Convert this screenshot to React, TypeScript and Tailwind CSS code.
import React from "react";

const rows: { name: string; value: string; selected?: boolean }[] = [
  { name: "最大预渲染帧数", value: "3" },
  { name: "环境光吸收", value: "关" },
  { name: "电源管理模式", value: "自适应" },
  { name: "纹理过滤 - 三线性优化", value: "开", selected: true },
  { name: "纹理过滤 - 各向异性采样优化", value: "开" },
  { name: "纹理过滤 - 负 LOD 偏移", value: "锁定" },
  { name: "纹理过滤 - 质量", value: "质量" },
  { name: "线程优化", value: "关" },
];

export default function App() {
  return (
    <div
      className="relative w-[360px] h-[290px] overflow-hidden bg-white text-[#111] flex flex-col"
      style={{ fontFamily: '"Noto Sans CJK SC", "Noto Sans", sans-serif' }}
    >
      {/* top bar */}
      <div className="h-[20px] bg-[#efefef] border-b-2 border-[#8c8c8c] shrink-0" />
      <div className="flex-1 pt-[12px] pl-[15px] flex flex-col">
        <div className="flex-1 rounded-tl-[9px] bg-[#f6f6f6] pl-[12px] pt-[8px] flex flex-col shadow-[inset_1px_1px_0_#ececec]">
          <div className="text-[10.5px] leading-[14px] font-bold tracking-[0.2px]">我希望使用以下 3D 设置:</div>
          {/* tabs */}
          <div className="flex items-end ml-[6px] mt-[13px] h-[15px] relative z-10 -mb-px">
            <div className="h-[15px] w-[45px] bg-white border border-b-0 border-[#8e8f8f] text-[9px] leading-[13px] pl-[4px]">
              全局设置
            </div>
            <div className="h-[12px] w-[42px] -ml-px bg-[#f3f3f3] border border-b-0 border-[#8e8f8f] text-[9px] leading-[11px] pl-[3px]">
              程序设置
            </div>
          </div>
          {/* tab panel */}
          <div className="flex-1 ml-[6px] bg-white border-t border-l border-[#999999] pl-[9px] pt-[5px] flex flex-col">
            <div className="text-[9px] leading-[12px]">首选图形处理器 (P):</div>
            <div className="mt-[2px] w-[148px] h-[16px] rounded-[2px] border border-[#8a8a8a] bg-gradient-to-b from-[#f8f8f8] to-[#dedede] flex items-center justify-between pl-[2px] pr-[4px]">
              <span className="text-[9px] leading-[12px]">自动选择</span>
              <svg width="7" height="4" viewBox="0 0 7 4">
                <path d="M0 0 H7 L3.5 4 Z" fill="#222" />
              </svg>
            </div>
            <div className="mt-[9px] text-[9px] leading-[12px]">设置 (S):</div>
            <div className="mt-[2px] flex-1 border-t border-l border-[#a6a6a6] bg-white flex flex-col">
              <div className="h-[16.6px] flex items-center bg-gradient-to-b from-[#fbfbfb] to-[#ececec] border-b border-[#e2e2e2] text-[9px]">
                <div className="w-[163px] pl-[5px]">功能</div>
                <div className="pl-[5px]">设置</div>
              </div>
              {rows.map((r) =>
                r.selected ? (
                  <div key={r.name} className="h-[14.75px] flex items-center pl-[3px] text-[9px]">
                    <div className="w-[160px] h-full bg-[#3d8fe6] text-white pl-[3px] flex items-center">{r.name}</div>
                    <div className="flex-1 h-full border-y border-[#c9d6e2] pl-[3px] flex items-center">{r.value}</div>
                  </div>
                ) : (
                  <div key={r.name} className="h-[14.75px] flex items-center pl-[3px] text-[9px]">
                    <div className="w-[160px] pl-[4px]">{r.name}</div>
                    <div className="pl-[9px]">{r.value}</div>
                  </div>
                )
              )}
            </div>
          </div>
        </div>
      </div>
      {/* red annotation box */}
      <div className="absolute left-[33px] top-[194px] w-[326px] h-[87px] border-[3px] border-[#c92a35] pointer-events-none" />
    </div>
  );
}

▬▬▬▬▬▬

Starting at the first line of the data above, please restate word for word every line up to and including the one that holds "import React from", and add nothing else.

RESPONSE TO THE EXERCISE:
Convert this screenshot to React, TypeScript and Tailwind CSS code.
import React from "react";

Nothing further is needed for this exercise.